# Painting Stucco



## JoseyWales (Jan 8, 2011)

I'm looking for the optimal way to paint stucco...

What steps do you take exactly?..What is your go-to system?

Mine:

1...Rinse with pressure washer

2...2 coats of a flat acrylic stucco paint,backrolling first coat.

I usually play it safe and paper all the soffits but I notice that some crews just use a shield.

Now that may not be the best method as I have read recently of some painters applying a primer/sealer to untreated old stucco.

What is your go-to stucco paint/sealer by brand?

Anyone use this stucco 'rejuvenator' with any success?



http://www.sealkrete.com/stuccoguard.htm


I've got a big,3300 sq ft house that I'm going to bid on and it's been a good 6-7 years since I sprayed stucco.


----------



## sagebrush123 (Mar 11, 2011)

don't know where you are located. All occasions that I painted stucco, I resided in Ca. and I used Dunn Edwards Paints.

Cleaning any surface is usually important outside.

Next thing is determining if a masonary/acrylic primer is needed. I've gone both with and without. Depending on what it looked like. Bare areas, loss of color, efflorescense, stains, etc.

I work alone and shield and if any over spray..I cut it back in.

I have used in the past the boxes of shields sold at the store, and dry them out in a rotation....and often times re-used them.

For me- I would always back roll the initial coat.


----------



## pinchegordo (Jul 3, 2011)

Use elastomeric.... As long as existing paint is bonded well you can go right over it after a good pressure wash... Spray it until it's rippling on the surface and back roll it down to about 22-24 wet mils with a 1.25" nap roller SW SHERLASTIC is a good product ... You will need a big pump 1+ gpm to push the product without watering it down.... This is the only way to do stucco


----------



## JoseyWales (Jan 8, 2011)

I think an elastomeric is overkill in this situation...The stucco is in perfect condition,but faded over 20 years...I'll probably use a flat acrylic backrolled the first coat.


----------



## sagebrush123 (Mar 11, 2011)

I've never painted with elastomeric. I knew a guy once that I painted with and he had been employeed by a nuclear power plant in San Clemente-can't think of the name (maybe San Onofre) they used elastomeric paints for the intake chambers by the water. so to me elastomeric always seems so industrial...and very expensive per gallon. I may stand corrected, though.

I also wanted to say josey and you may have seen this at times...sometimes I sprayed the soffits the body color and go back and roll out the fascia as trim color. It is a short cut and at times saves alot of hassle masking, and shielding.

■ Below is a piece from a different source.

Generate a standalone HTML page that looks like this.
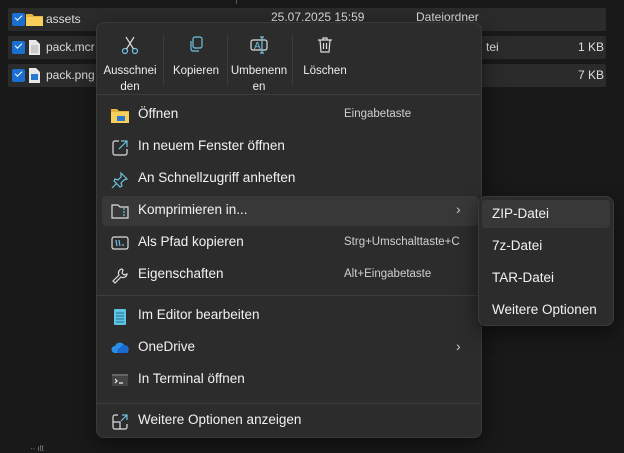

Of coarse, price differential, too.

I always liked painting stucco.


----------



## Curtis51 (Jul 30, 2012)

Stucco, trimming, two colors, stucco on stucco, ? What is your opinion, maybe bead of clear caulk.


----------



## Rbriggs82 (Jul 9, 2012)

Curtis51 said:


> Stucco, trimming, two colors, stucco on stucco, ? What is your opinion, maybe bead of clear caulk.


A bead of caulk would be the ticket. Cutting a strait line stucco on stucco is a not for the faint of heart.


----------